Producers are just going to have to accept the energy transition means that demand for unabated oil and gas is going to go down, and this structural decline “is coming,” Birol argued. “I just had a meeting with the 20 top car manufacturers of the world and 18 of them ... said electric cars will be the top priority for them between now and 2030. And some of them said as of 2030, they are not going to manufacture anything but electric vehicles.”

In contrast to the energy crisis of the 1970s, this time it is producers who are the supplicants. But their arguments are falling on deaf ears. Rather than slow the transition, consumers need to work on demand-side measures to stifle oil and gas consumption, Birol said.
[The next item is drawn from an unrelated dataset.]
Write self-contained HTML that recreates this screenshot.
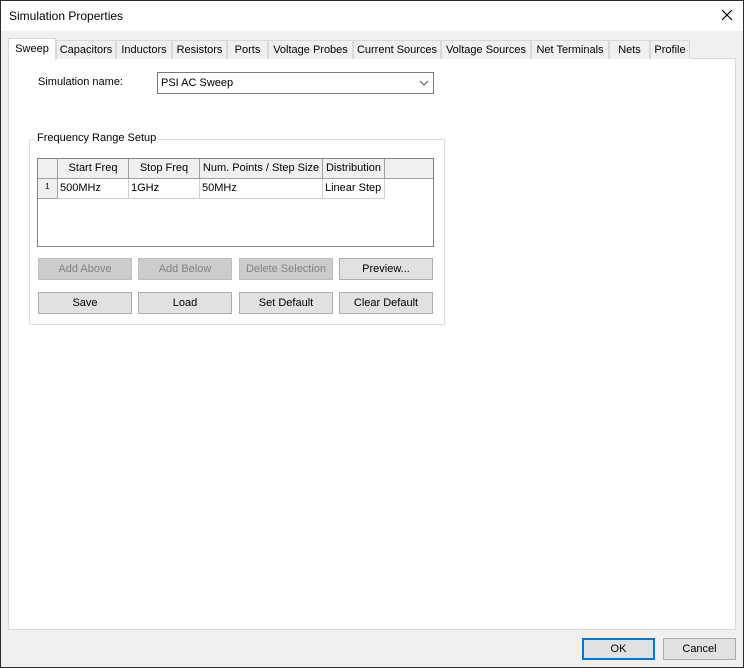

And on Wednesday, the EU announced it would study a restructuring of the European power market designed to avoid a repeat of current prices. "The quicker we move towards renewable energy, the quicker we can protect our citizens against high prices,” EU climate policy chief Frans Timmermans said. Echoing the EU, US Secretary of State Antony Blinken told Bloomberg high prices "reinforce the need for a transition to new forms of energy."

Roller-Coaster Ride

One point of emerging producer-consumer consensus is that the energy transition will not be smooth. “It will not be a rose garden ... We will see a lot of changes in the market's volatility,” Birol told the Forum.

However, there is no doubt the acceleration of the energy transition is speeding up structural changes in producer oil and gas industries. Saudi Aramco is now targeting peak output at its giant 2 billion cubic foot per day Jafurah unconventional gas initiative in 2030, six years earlier than expected.

And even Iraq, historically among the least climate-conscious producers, is finally waking up to the need to reform. Last month it signed a major deal with Total involving solar and gas capture. This week it signed for 1 gigawatts of solar capacity with the UAE's Masdar, and other deals are in the pipeline. Foreign investors also sense a sea-change and the prospect of better terms if they can accelerate development while cutting emissions.